First pressed by CNN’s Kailin Collins (Chloe Fineman) about the economy, Trump reiterated his stance that “affordability” is a made-up word, then maintained “everything’s fine, from the billionaires all the way down to the poor, poor millionaires who we’re praying for every night.”
He shrugged that he’s doing the best he can with the “mess of an economy” he inherited from previous presidents such as Biden and… well, himself.
On the topic of the United States’ recent seizure of a Venezuelan oil tanker, Trump trumpeted, “Yes, we’re doing pirate now — arr!
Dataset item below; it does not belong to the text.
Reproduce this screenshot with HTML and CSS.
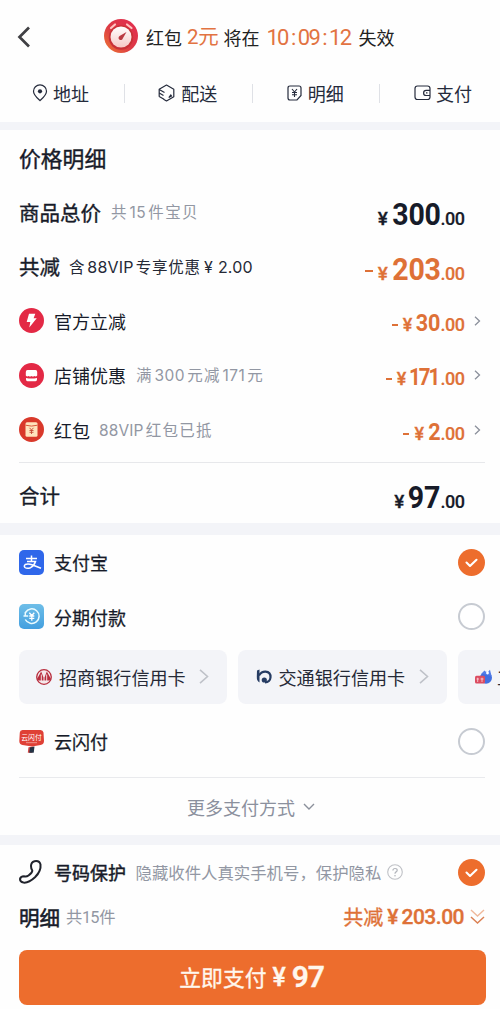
FILE: index.html
```html
<!DOCTYPE html>
<html lang="zh-CN">
<head>
<meta charset="utf-8">
<title>支付</title>
<link rel="stylesheet" href="styles.css">
</head>
<body>
<header class="top">
  <svg class="back" width="14" height="22" viewBox="0 0 14 22"><path d="M12 1.500L2.500 11L12 20.500" fill="none" stroke="#404044" stroke-width="2.700"/></svg>
  <svg class="clock" width="34" height="34" viewBox="0 0 34 34">
    <defs>
      <linearGradient id="ring" x1="1" y1="0" x2="0" y2="1"><stop offset="0" stop-color="#e32c50"/><stop offset=".55" stop-color="#dc3a45"/><stop offset="1" stop-color="#ef7b32"/></linearGradient>
      <linearGradient id="face" x1="0" y1="0" x2="0" y2="1"><stop offset="0" stop-color="#fff"/><stop offset="1" stop-color="#f6c9c6"/></linearGradient>
    </defs>
    <circle cx="17" cy="17" r="17" fill="url(#ring)"/>
    <circle cx="17" cy="18.500" r="12.200" fill="#c93137"/>
    <path d="M7 9L11 5.500M23 5.500L27.500 9" stroke="#ffc3c0" stroke-width="2.200" stroke-linecap="round"/>
    <circle cx="17" cy="18" r="10.500" fill="url(#face)"/>
    <path d="M22.500 13L18.900 19.300A2.200 2.200 0 1 1 16 16.800Z" fill="#b93a42"/>
  </svg>
  <p class="notice"><span>红包</span><b class="two">2元</b><span>将在</span><b class="timer"><i>10</i><i>:</i><i>09</i><i>:</i><i>12</i></b><span>失效</span></p>
</header>
<nav class="tabs">
  <a class="tab"><svg width="16" height="18" viewBox="0 0 16 18"><path d="M8 16.600C5.500 14.300 1.500 11 1.500 7.200A6.500 6.300 0 0 1 14.500 7.200C14.500 11 10.500 14.300 8 16.600Z" fill="none" stroke="#252b3c" stroke-width="1.200"/><circle cx="8" cy="7.300" r="2.100" fill="#252b3c"/></svg>地址</a>
  <a class="tab"><svg width="17" height="18" viewBox="0 0 17 18"><path d="M1.200 12.800V5.200L8.500 1L15.800 5.200V12.800L8.500 17L5.500 15.300" fill="none" stroke="#252b3c" stroke-width="1.200" stroke-linejoin="round"/><path d="M1.200 5.500L6.500 8.500M1.200 9L5.500 11.400M1.200 12.500L6 15.200M10.800 13.500L13.500 12L12.800 11Z" fill="none" stroke="#252b3c" stroke-width="1.200"/></svg>配送</a>
  <a class="tab"><svg width="15" height="16" viewBox="0 0 15 16"><path d="M3 1H12Q14 1 14 3V10.500L10 15H3Q1 15 1 13V3Q1 1 3 1Z" fill="none" stroke="#252b3c" stroke-width="1.200"/><path d="M5 4L7.500 7L10 4M7.500 7V12M5 7.500H10M5 9.700H10" fill="none" stroke="#252b3c" stroke-width="1.100"/></svg>明细</a>
  <a class="tab"><svg width="17" height="16" viewBox="0 0 17 16"><path d="M16 5.300V3.500Q16 1 13.500 1H3.500Q1 1 1 3.500V12Q1 14.500 3.500 14.500H13.500Q16 14.500 16 12V10.500M16 5.300H12.200A2.600 2.600 0 0 0 12.200 10.500H16ZM12 7.900H13.500" fill="none" stroke="#252b3c" stroke-width="1.200"/></svg>支付</a>
</nav>

<section class="band prices">
  <h2 class="title">价格明细</h2>
  <div class="row"><strong class="lead">商品总价</strong><span class="hint">共<em>15</em>件宝贝</span><span class="sum big"><i class="yen">¥</i><b>300</b><small>.00</small></span></div>
  <div class="row"><strong class="lead">共减</strong><span class="vip">含<em>88VIP</em>专享优惠<em class="vyen">¥</em><em class="vnum">2.00</em></span><span class="sum big orange"><i class="dash"></i><i class="yen">¥</i><b>203</b><small>.00</small></span></div>
  <div class="row item">
    <svg class="badge" width="25" height="25" viewBox="0 0 25 25"><circle cx="12.500" cy="12.500" r="12.500" fill="#e32945"/><path d="M10 5.800H16.300L14.600 10.200H17.700L10.300 19.500L11.300 14H7.700Z" fill="#fff"/></svg>
    <span class="name">官方立减</span><span class="sum orange"><i class="dash"></i><i class="yen">¥</i><b>30</b><small>.00</small></span><svg class="chev" width="7" height="10" viewBox="0 0 7 10"><path d="M1 .8L5.500 5L1 9.200" fill="none" stroke="#8b909b" stroke-width="1.300"/></svg></div>
  <div class="row item">
    <svg class="badge" width="25" height="25" viewBox="0 0 25 25"><circle cx="12.500" cy="12.500" r="12.500" fill="#e32945"/><path d="M8.500 7H16.500Q18.200 7 18.200 9V12.500Q17 14 15.300 13Q14 14 12.500 13Q11 14 9.700 13Q8 14 6.800 12.500V9Q6.800 7 8.500 7Z" fill="#fff"/><path d="M7 15Q12.500 16 18 15V16.500Q18 18.200 16.500 18.200H8.500Q7 18.200 7 16.500Z" fill="#fff"/></svg>
    <span class="name">店铺优惠</span><span class="hint">满<em>300</em>元减<em>171</em>元</span><span class="sum orange"><i class="dash"></i><i class="yen">¥</i><b class="tight">171</b><small>.00</small></span><svg class="chev" width="7" height="10" viewBox="0 0 7 10"><path d="M1 .8L5.500 5L1 9.200" fill="none" stroke="#8b909b" stroke-width="1.300"/></svg></div>
  <div class="row item">
    <svg class="badge" width="25" height="25" viewBox="0 0 25 25"><circle cx="12.500" cy="12.500" r="12.500" fill="#d9392b"/><rect x="6.500" y="5.200" width="12" height="14.600" rx="1.500" fill="#ffe3bd"/><path d="M6.500 8.200Q12.500 10 18.500 8.200" fill="none" stroke="#d9593c" stroke-width="1"/><path d="M10.500 10.800L12.500 13L14.500 10.800M12.500 13V17M10.500 13.500H14.500M10.500 15.300H14.500" fill="none" stroke="#c54a36" stroke-width=".9"/></svg>
    <span class="name">红包</span><span class="hint"><em class="first">88VIP</em>红包已抵</span><span class="sum orange"><i class="dash"></i><i class="yen">¥</i><b class="one">2</b><small>.00</small></span><svg class="chev" width="7" height="10" viewBox="0 0 7 10"><path d="M1 .8L5.500 5L1 9.200" fill="none" stroke="#8b909b" stroke-width="1.300"/></svg></div>
  <div class="row total"><strong class="lead">合计</strong><span class="sum big"><i class="yen">¥</i><b class="pair">97</b><small>.00</small></span></div>
</section>

<section class="band pay">
  <div class="row item">
    <svg class="badge" width="25" height="25" viewBox="0 0 25 25"><rect width="25" height="25" rx="5" fill="#2f67ea"/><path d="M7 8.500H18M12.500 5.500V11.500M8 11.500H16.500Q15 16 11.500 17.700Q8 19 6 17.500Q4.500 16 6.300 14.500Q9 13.200 13 14.800L22 18.300" fill="none" stroke="#fff" stroke-width="1.500"/></svg>
    <span class="name mid">支付宝</span><svg class="radio" width="27" height="27" viewBox="0 0 27 27"><circle cx="13.500" cy="13.500" r="13.500" fill="#ed6d2d"/><path d="M8.500 13.600L12 17L18.500 10.800" fill="none" stroke="#fff" stroke-width="2.100" stroke-linecap="round" stroke-linejoin="round"/></svg></div>
  <div class="row item">
    <svg class="badge" width="25" height="25" viewBox="0 0 25 25"><defs><linearGradient id="sky" x1="0" y1="0" x2="0" y2="1"><stop offset="0" stop-color="#6ebee8"/><stop offset="1" stop-color="#439fdf"/></linearGradient></defs><rect width="25" height="25" rx="5" fill="url(#sky)"/><path d="M6.300 15.500A7.300 7.300 0 1 0 6.500 8.500M4.500 12H9.200M6.300 8V12" fill="none" stroke="#e9fbff" stroke-width="1.500"/><path d="M10.300 8.800L12.800 11.500L15.300 8.800M12.800 11.500V16.800M10.300 12H15.300M10.300 14.300H15.300" fill="none" stroke="#fff" stroke-width="1.300"/></svg>
    <span class="name mid">分期付款</span><svg class="radio" width="27" height="27" viewBox="0 0 27 27"><circle cx="13.500" cy="13.500" r="12.500" fill="#fff" stroke="#c7cbd2" stroke-width="2"/></svg></div>
  <div class="cards">
    <div class="card"><svg width="16" height="16" viewBox="0 0 16 16"><circle cx="8" cy="8" r="7.300" fill="#f5e8ea" stroke="#b82e3e" stroke-width="1.300"/><path d="M1 10L5.200 2.500L7.500 8.500V11.500H1.800ZM8.500 8.500L10.800 2.500L15 10L14.200 11.500H8.500Z" fill="#b82e3e"/><path d="M5.300 5.500V12M10.700 5.500V12" stroke="#f8eef0" stroke-width=".9"/></svg><span>招商银行信用卡</span><svg class="go" width="10" height="15" viewBox="0 0 10 15"><path d="M1 .8L8.500 7.500L1 14.200" fill="none" stroke="#bfc2c9" stroke-width="1.600"/></svg></div>
    <div class="card"><svg width="16" height="15" viewBox="0 0 16 15"><path d="M1 1.500L3.500 .5V13.500Q.6 12 .8 7.500Z" fill="#263c63"/><path d="M3 6.500Q5.500 2.500 9.500 2.700Q14.800 3 14.500 8.500Q14 13.300 9 13.300" fill="none" stroke="#263c63" stroke-width="2.200"/><circle cx="8.300" cy="11" r="2.600" fill="#263c63"/></svg><span>交通银行信用卡</span><svg class="go" width="10" height="15" viewBox="0 0 10 15"><path d="M1 .8L8.500 7.500L1 14.200" fill="none" stroke="#bfc2c9" stroke-width="1.600"/></svg></div>
    <div class="card last"><svg width="17" height="16" viewBox="0 0 17 16"><circle cx="11" cy="8.800" r="6" fill="#426fe0"/><path d="M6.500 4.500L9.500 1.500L12 4L15 .8L16.500 7Z" fill="#527de8"/><circle cx="12.500" cy="4" r="1.400" fill="#fff"/><rect x="0" y="6.800" width="10" height="7.800" rx="1.500" fill="#db4c61"/><path d="M1.500 10H4M2.700 8.700V13M5.500 10H8.500M7 8.700V13" stroke="#fbd7dc" stroke-width=".8"/></svg><span>工</span></div>
  </div>
  <div class="row item union">
    <svg class="badge" width="25" height="25" viewBox="0 0 25 25"><path d="M3.500 1H21.500Q24 1 24.500 3.500L25 12Q25 15.500 21.500 16L13 17.500L3.500 16Q.3 15.500 .3 12L.8 3.500Q1 1 3.500 1Z" fill="#df4036"/><path d="M9.500 18.200L14.500 17.500L13 23.800H8.800Z" fill="#d04443"/><path d="M11 18.500L15.500 17.500L14.700 23.800H10.200Z" fill="#243344"/><text x="12.500" y="11.300" text-anchor="middle" class="mini">云闪付</text><path d="M7 13.700H18" stroke="#f3a9a3" stroke-width=".8"/></svg>
    <span class="name mid">云闪付</span><svg class="radio" width="27" height="27" viewBox="0 0 27 27"><circle cx="13.500" cy="13.500" r="12.500" fill="#fff" stroke="#c7cbd2" stroke-width="2"/></svg></div>
  <div class="more">更多支付方式<svg width="12" height="8" viewBox="0 0 12 8"><path d="M1 1L6 6L11 1" fill="none" stroke="#8b909b" stroke-width="1.400"/></svg></div>
</section>

<footer class="band foot">
  <div class="row item protect">
    <svg class="badge" width="25" height="25" viewBox="0 0 25 25"><path d="M15.500 1.200Q20.500 .2 21.500 4.500Q22.300 11 16 17.300Q9.500 23.300 4.500 22.600Q1 22 1 19Q1.500 16.300 5 16.300Q7.500 17 9.500 15.500Q13.500 12.500 13.300 10.500Q12 8.800 12 6Q12.100 2.200 15.500 1.200Z" fill="none" stroke="#20232c" stroke-width="2" stroke-linejoin="round"/></svg>
    <strong class="name bold">号码保护</strong><span class="privacy">隐藏收件人真实手机号，保护隐私</span><svg class="help" width="16" height="16" viewBox="0 0 16 16"><circle cx="8" cy="8" r="7.300" fill="none" stroke="#bfc1c6" stroke-width="1.100"/><path d="M5.900 6.500Q6 4.500 8 4.500Q10.200 4.500 10.200 6.300Q10.200 7.300 9.100 7.900Q8 8.500 8 9.800" fill="none" stroke="#b2b5bb" stroke-width="1.200"/><circle cx="8" cy="11.800" r=".8" fill="#b2b5bb"/></svg><svg class="radio" width="27" height="27" viewBox="0 0 27 27"><circle cx="13.500" cy="13.500" r="13.500" fill="#ed6d2d"/><path d="M8.500 13.600L12 17L18.500 10.800" fill="none" stroke="#fff" stroke-width="2.100" stroke-linecap="round" stroke-linejoin="round"/></svg></div>
  <div class="row detail"><strong class="lead heavy">明细</strong><span class="count">共<em>15</em>件</span><span class="saved">共减<i>¥</i><b>203.00</b></span><svg class="down" width="15" height="16" viewBox="0 0 15 16"><path d="M1 1L7.500 7L14 1" fill="none" stroke="#efb99c" stroke-width="1.400"/><path d="M1 8L7.500 14L14 8" fill="none" stroke="#db8154" stroke-width="1.500"/></svg></div>
  <button class="submit">立即支付<i>¥</i><b>97</b></button>
</footer>
</body>
</html>
```

FILE: styles.css
```css
* { box-sizing: border-box; }
body {
  margin: 0;
  width: 500px;
  height: 1009px;
  overflow: hidden;
  background: #fefefe;
  color: #171b29;
  font-family: "Noto Sans CJK SC", sans-serif;
  font-size: 18px;
  line-height: 1;
  white-space: nowrap;
}
h2, p { margin: 0; }
i, em { font-style: normal; }
svg { display: block; flex: none; overflow: visible; }

.top { height: 74px; display: flex; align-items: center; padding-left: 17px; }
.clock { margin-left: 73px; margin-top: -2px; }
.notice { display: flex; align-items: center; margin-left: 8px; height: 30px; color: #222; }
.notice b { font-weight: 400; color: #e27342; }
.two { font-size: 20.500px; margin: 0 5px; letter-spacing: -.3px; font-family: Roboto, "Noto Sans CJK SC", sans-serif; }
.timer { font: 22px/1 Roboto, sans-serif; display: flex; width: 84px; justify-content: space-between; margin: 1px 8px 0 7px; }
.notice .timer i { letter-spacing: -1.700px; }

.tabs { display: flex; height: 48px; padding-bottom: 10px; }
.tab { flex: none; width: 127.500px; display: flex; align-items: center; gap: 6px; justify-content: center; color: #252b3c; background: linear-gradient(#dfe1e6, #dfe1e6) left center / 1px 19px no-repeat; }
.tab:first-child { width: 124px; gap: 5px; padding-right: 3px; background: none; }
.tab:last-child { width: 121px; gap: 5px; justify-content: flex-end; padding-right: 28px; }

.band { border-top: 8px solid #f3f4f8; padding: 0 15px 0 19px; }
.prices { height: 401px; }
.title { font-size: 21.800px; font-weight: 400; line-height: 55px; height: 55px; -webkit-text-stroke: .4px; }
.row { display: flex; align-items: center; height: 54.400px; }
.lead { font-size: 20.500px; font-weight: 400; -webkit-text-stroke: .35px; }
.hint { font-size: 15.500px; letter-spacing: 1.300px; color: #9297a3; margin-left: 10px; }
.hint em, .vip em { font-family: Inter, sans-serif; }
.hint em { letter-spacing: .4px; margin: 0 2.200px 0 1.800px; }
.hint .first { letter-spacing: .1px; margin-left: -1px; }
.vip { font-size: 15.500px; letter-spacing: .8px; margin-left: 9px; display: flex; align-items: center; color: #252936; }
.vip em { font-size: 16px; letter-spacing: .2px; margin: 0 2px; }
.vip .vyen { margin: 0 5px 0 3px; }
.vip .vnum { margin: 0; }
.badge { margin-right: 10px; }
.name { font-size: 18px; }
.mid { font-weight: 400; -webkit-text-stroke: .25px; }
.bold { font-weight: 400; -webkit-text-stroke: .45px; }
.sum { margin-left: auto; margin-right: 21px; margin-top: 4px; display: flex; align-items: baseline; font-family: Roboto, sans-serif; font-weight: 700; }
.sum .yen { font-size: 18px; margin-right: 4px; font-weight: 500; -webkit-text-stroke: .3px; }
.sum b { font-size: 24px; letter-spacing: -.2px; margin-left: -3px; font-weight: 700; transform: scaleX(.9); transform-origin: right; }
.sum small { font-size: 18px; font-weight: 500; letter-spacing: -.5px; margin-right: -.5px; -webkit-text-stroke: .2px; }
.sum .tight { letter-spacing: -2.400px; margin-left: -6px; margin-right: 2px; transform: scaleX(.85); }
.sum .one { margin-left: -1px; }
.big { margin-top: 5px; }
.big b { font-size: 31px; letter-spacing: -.2px; margin-left: -4px; transform: scaleX(.92); }
.big .pair { margin-left: -3px; }
.big .yen { margin-right: 4px; font-size: 19px; }
.orange { color: #de7137; }
.dash { width: 6px; height: 2px; background: currentColor; align-self: center; margin: 4px 5px 0 0; }
.big .dash { width: 8px; height: 2.500px; }
.item .sum { margin-right: 10px; }
.item .chev { margin-right: 4px; }
.total { height: 65px; margin-top: 5px; border-top: 1px solid #e7e8eb; }

.pay { border-top-width: 12px; height: 312px; }
.radio { margin-left: auto; }
.cards { display: flex; gap: 11px; margin: 6px -15px 0 -.5px; overflow: hidden; }
.card { flex: none; width: 208.500px; height: 54px; padding: 0 18px 0 17.500px; border-radius: 8px; background: #f3f4f8; display: flex; align-items: center; color: #252936; }
.card span { margin-left: 7px; font-size: 18.100px; }
.last span { margin-left: 5px; }
.go { margin-left: auto; }
.union { height: 75px; }
.mini { font: 6.800px "Noto Sans CJK SC", sans-serif; fill: #fff; }
.more { border-top: 1px solid #e9eaed; height: 58px; display: flex; align-items: center; justify-content: center; gap: 8px; margin-top: -1.500px; padding: 0 2px 0 0; color: #8b909d; }

.foot { border-top-width: 10px; }
.privacy { font-size: 16.400px; color: #9297a3; margin-left: 9.500px; }
.help { margin-left: 6px; }
.protect { height: 54px; }
.detail { height: 36px; }
.heavy { -webkit-text-stroke: .55px; }
.count { font-size: 16.300px; letter-spacing: -.3px; color: #9297a3; margin-left: 6px; }
.count em { font-family: Roboto, sans-serif; letter-spacing: -1px; margin-right: 1px; }
.saved { margin-left: auto; color: #de7137; font-size: 20px; -webkit-text-stroke: .35px; display: flex; align-items: center; }
.saved i, .saved b { font-family: Roboto, sans-serif; font-weight: 500; }
.saved b { font-size: 21px; letter-spacing: -.5px; margin-left: 3px; }
.saved i { margin-left: 4px; font-size: 21px; }
.down { margin-left: 6px; }
.submit { display: flex; align-items: center; justify-content: center; width: 467px; height: 54.500px; margin-top: 15px; margin-left: -.5px; padding-right: 7px; border: 0; border-radius: 8px; background: #ed6d2d; color: #fff7ed; font: 400 21.800px/1 "Noto Sans CJK SC", sans-serif; -webkit-text-stroke: .35px; }
.submit i, .submit b { font-family: Roboto, sans-serif; font-weight: 500; }
.submit i { font-size: 25px; margin: 0 6px; }
.submit b { font-size: 30px; letter-spacing: -1.200px; font-weight: 600; }
```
I’m the captain now!”
“In fact, we’re not just targeting drug boats, we’re targeting suspected drug planes as well,” Trump added, before cuing up live video of Santa’s sleigh being blown out of the sky—breaking the heart of one male journo.
After offering parting shots on Netflix’s bid to buy Warner Bros.(“They’ve got one of the worst studio tours in all of L.A.!”) and new Epstein party photos that show condoms with Trump’s face and the word’s “I’m HUUUGE” (“100% legit!”), the president excused himself to commence his “pre-bedtime self-care ritual.”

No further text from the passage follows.